In fact, I think I’ve been using Notes to avoid my fear of being an inadequate writer. Whenever I feel guilty about not writing, I find myself opening whatever note taking app I’m using—Obsidian these days—in hopes of finding some overlooked, tossed off idea. Instead, I end up messing with the settings within the app, toggling between themes, fiddling with plugins, even flirting with the idea of exporting all the notes to a new app for a redo.
These endeavors are rarely fruitful, but they also don’t elicit the same insecurities as smashing the delete key every time I produce a shoddy sentence. After all, if I’m not writing at all, I’m not writing poorly!
Had I not done things like spend a day tweaking my phone to remove all distractions and delete every note taking app I’ve tried and am not currently using from my devices, this newsletter would probably remain dormant for another year. I also wouldn’t be close to finishing my first fictional project. I would have another thousand word’s worth of thoughts about this year’s hottest note taking app, but I've said plenty on the matter.
After that assessment, I started treating those stretches of aimless staring at a blank text document as part of the writing process. I’ve learned to sit in discomfort. I've definitely written more bad sentences (and whole pieces that will never see the light of day) than I have good ones, but each of them have led to me writing stories I'm genuinely proud of.
The process of letting go of Note nirvana has helped me remember that good writing comes not from the tools you use but from thoughtful editing and rewriting. What’s also helped is the knowledge that many writers I admire write everything in Google Docs—my personal hell—and others daringly draft straight into their company's CMS.
I still use note taking apps as the landing place for all my ideas: my workflow consists of the apps Drafts, Scrivener, Obsidian, and Day One. It's what works for storing all my thoughts, ideas, and things I've learned from books and articles. But that system took ten years to develop and refine, not ten days. I would have wasted so much less time by just committing to one Note app early. If I was starting over today, I would just choose a free option (Apple Notes and Google Keep are both quite good), and try to do everything I could to make it work for me for a month or two. Because I am me, I would probably make a note with my thoughts on what might make the app better. If I was getting to the point where I really needed those features, I would then and only then seek a new app that had them.
Seriously, though, don't think about this too much yet. Just open Apple Notes and start jotting those thoughts down.
Plug-ins
You can never accuse me of hating orange.

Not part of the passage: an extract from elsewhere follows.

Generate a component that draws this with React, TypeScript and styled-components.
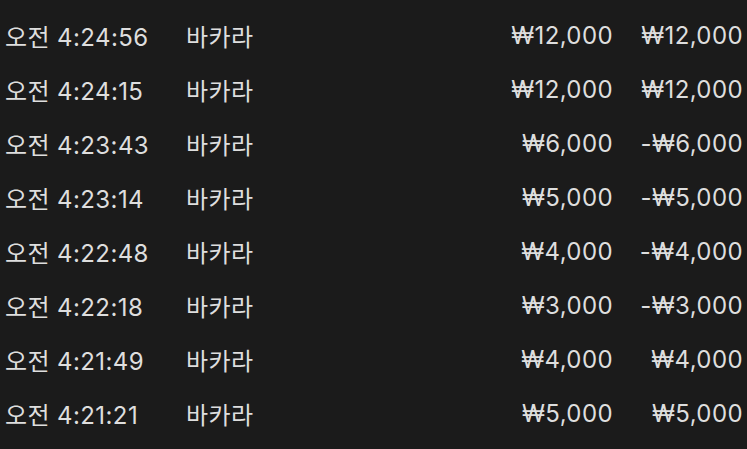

The Teenage Engineering OB-4 has been one of my favorite Bluetooth speakers for a few years, but it’s recently found a new place on my desk. It’s my favorite piece of home office decor. I recently finished Rick Rubin’s The Creative Act and it’s been instrumental in bringing back my creative spark. Speaking of reading, the Boox Palma is my favorite e-reader; I tell everyone about it. And I’ve been loving the service Bookfusion to sync my ebooks between my Palma and my phone so I’m never without my books. This piece by Caitlin Dewey has some great advice for staying informed on current events without drowning in it all. You should also read this delightful profile of Walton Goggins; also, watch Justified. I’m currently testing backpacks for an update to the Strategist’s guide to laptop backpacks, and I’m obsessed with this one from Stubble & Co. Timeline apps are a great way to merge all your feeds — social, RSS, YouTube — in one app. I’m loving Tapestry, but Reeder is great too. If you’re on Android, try Openvibe; I’m using this one on my Palma.